Historical records and survey data suggest the lean has remained approximately stable for several centuries. The current inclination does not pose a structural risk under normal conditions, and the building has not required emergency stabilization. Routine monitoring of the structure continues as part of standard preservation management for UNESCO World Heritage sites.
The lean is visible to the naked eye from both the street and the interior, and contributes distinctively to the building's appearance. It has been documented in engravings and paintings since the seventeenth century, confirming that the present degree of inclination is not a recent development.
Museum Holstentor
The gate's interior has housed Lübeck's municipal history museum since 1871. The collection spans medieval civic life, Hanseatic trade networks, military history, and the history of the building itself. Among the permanent exhibits are scale models of Lübeck at different historical periods, original medieval weapons and armor from the city's armory, documents relating to Hanseatic trade, and artifacts from the maritime tradition of the Trave River trade routes.
The building's internal spaces — vaulted brick ground-floor chambers, the middle tower rooms, and the upper floors accessible by narrow internal stairs within the tower walls — are largely original in their structural fabric. The floor surfaces, brick vaulting, and window reveals retain their medieval construction, though the fittings and display installations are modern.
Related Lübeck Structures
Immediately east of the Holstentor along the Trave quay stand the Salzspeicher — six brick salt warehouses built between 1579 and 1745. These stepped-gable structures, smaller and simpler in form than the gate, complement it in forming a coherent historic waterfront. The salt stored in these warehouses was a crucial commodity in the preservation of Baltic herring, which formed a primary product of the Hanseatic trading network.
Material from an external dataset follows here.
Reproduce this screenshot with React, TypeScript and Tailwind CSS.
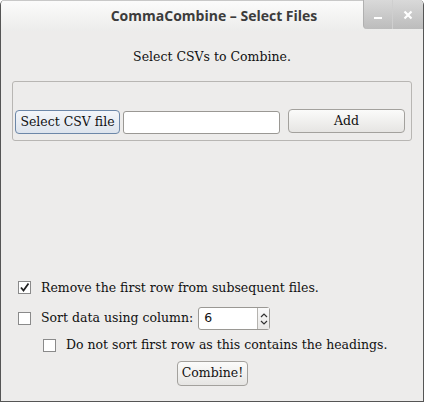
import React from "react";

const serif = { fontFamily: '"DejaVu Serif", "Liberation Serif", serif' };

function Check({ checked }: { checked?: boolean }) {
  return (
    <div className="w-[13px] h-[13px] border border-[#8a8a8a] bg-white flex items-center justify-center shrink-0">
      {checked && (
        <svg width="11" height="11" viewBox="0 0 11 11">
          <path d="M2 5.5 L4.5 8.5 L9.5 1.5" stroke="#222" strokeWidth="1.8" fill="none" />
        </svg>
      )}
    </div>
  );
}

export default function App() {
  return (
    <div className="w-[424px] h-[402px] bg-[#edeceb] flex flex-col border-l border-b border-r border-[#555] rounded-t-[5px] overflow-hidden text-[#111]" style={serif}>
      <div className="h-[31px] shrink-0 bg-gradient-to-b from-[#fbfbfb] to-[#ececeb] flex items-stretch relative border-t border-[#c8c8c8]">
        <div className="flex-1 flex items-center justify-center pl-[64px] pb-[2px] text-[14px] font-bold text-[#3c3c3c]" style={{ fontFamily: '"Open Sans", "DejaVu Sans", sans-serif' }}>
          CommaCombine – Select Files
        </div>
        <div className="flex h-[29px] -mt-px">
          <div className="w-[29px] bg-gradient-to-b from-[#d9d9d9] to-[#bcbcbc] border-l border-[#b0b0b0] rounded-bl-[4px] flex items-end justify-center pb-[10px]">
            <div className="w-[8px] h-[2px] bg-white" />
          </div>
          <div className="w-[31px] bg-gradient-to-b from-[#d9d9d9] to-[#bcbcbc] border-l border-[#cfcfcf] flex items-center justify-center">
            <svg width="10" height="10" viewBox="0 0 10 10">
              <path d="M1.5 1.5 L8.5 8.5 M8.5 1.5 L1.5 8.5" stroke="#fff" strokeWidth="2.2" />
            </svg>
          </div>
        </div>
      </div>
      <div className="flex-1 flex flex-col px-[11px] text-[12.5px]">
        <div className="text-center mt-[18px] leading-[16px]">Select CSVs to Combine.</div>
        <div className="mt-[16px] h-[60px] border border-[#b8b6b3] rounded-[3px] flex items-end px-[2px] pb-[6px]">
          <div className="flex items-center w-full">
            <div className="w-[105px] h-[24px] border border-[#6c87a8] rounded-[4px] bg-gradient-to-b from-[#f3f6fa] to-[#dde4ed] flex items-center justify-center">
              Select CSV file
            </div>
            <div className="ml-[3px] w-[157px] h-[23px] border border-[#9a9894] rounded-[3px] bg-white" />
            <div className="ml-[8px] w-[117px] h-[24px] border border-[#a3a19d] rounded-[4px] bg-gradient-to-b from-[#fbfbfa] to-[#e6e5e3] flex items-center justify-center -mt-[2px]">
              Add
            </div>
          </div>
        </div>
        <div className="flex-1" />
        <div className="flex items-center gap-[10px] pl-[6px]">
          <Check checked />
          <span>Remove the first row from subsequent files.</span>
        </div>
        <div className="flex items-center pl-[6px] mt-[10px]">
          <Check />
          <span className="ml-[10px]">Sort data using column:</span>
          <div className="ml-[5px] w-[72px] h-[23px] border border-[#9a9894] rounded-[3px] bg-white flex items-stretch">
            <span className="flex-1 pl-[5px] flex items-center" style={{ fontFamily: '"DejaVu Sans", sans-serif' }}>6</span>
            <div className="w-[12px] border-l border-[#b5b3af] flex flex-col items-center justify-center bg-gradient-to-b from-[#fafafa] to-[#e9e8e6]">
              <svg width="8" height="16" viewBox="0 0 8 16">
                <path d="M1 6 L4 3 L7 6" stroke="#333" strokeWidth="1.2" fill="none" />
                <path d="M1 10 L4 13 L7 10" stroke="#333" strokeWidth="1.2" fill="none" />
              </svg>
            </div>
          </div>
        </div>
        <div className="flex items-center gap-[10px] pl-[31px] mt-[6px]">
          <Check />
          <span>Do not sort first row as this contains the headings.</span>
        </div>
        <div className="flex justify-center mt-[6px] mb-[15px]">
          <div className="w-[71px] h-[25px] border border-[#a3a19d] rounded-[4px] bg-gradient-to-b from-[#fbfbfa] to-[#e6e5e3] flex items-center justify-center ml-[1px]">
            Combine!
          </div>
        </div>
      </div>
    </div>
  );
}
Within Lübeck's UNESCO World Heritage zone, St. Mary's Church (Marienkirche, begun c. 1250) represents the most significant Brick Gothic religious structure. Its twin towers, reaching 125 meters, established the architectural prototype for brick church towers throughout the Baltic region and are documented as the model for the Dom (Cathedral) in Berlin, the Marienkirche in Rostock, and other major churches of the Hanseatic zone. The church contains the world's largest mechanical organ.
The Lübeck Cathedral (Dom) and the city's three other surviving medieval churches — St. Peter's, St. Catherine's, and the Church of the Holy Spirit — together constitute the most concentrated ensemble of Brick Gothic religious architecture in a single German city.
The Hanseatic Context
Lübeck's role as the leading city of the Hanseatic League gave it both the resources and the civic motivation to construct monumental architecture. The League, at its height in the fourteenth and fifteenth centuries, comprised several hundred cities across Northern Europe from England to Estonia, coordinated through a set of trading agreements, legal frameworks (Lübisches Recht), and periodic congresses (Hansetage) held primarily in Lübeck. The architectural ambitions of this era — the large brick Gothic churches, the elaborate city gates, the stepped-gable merchant houses — reflect the commercial confidence of the period and the desire of civic institutions to project stability and permanence.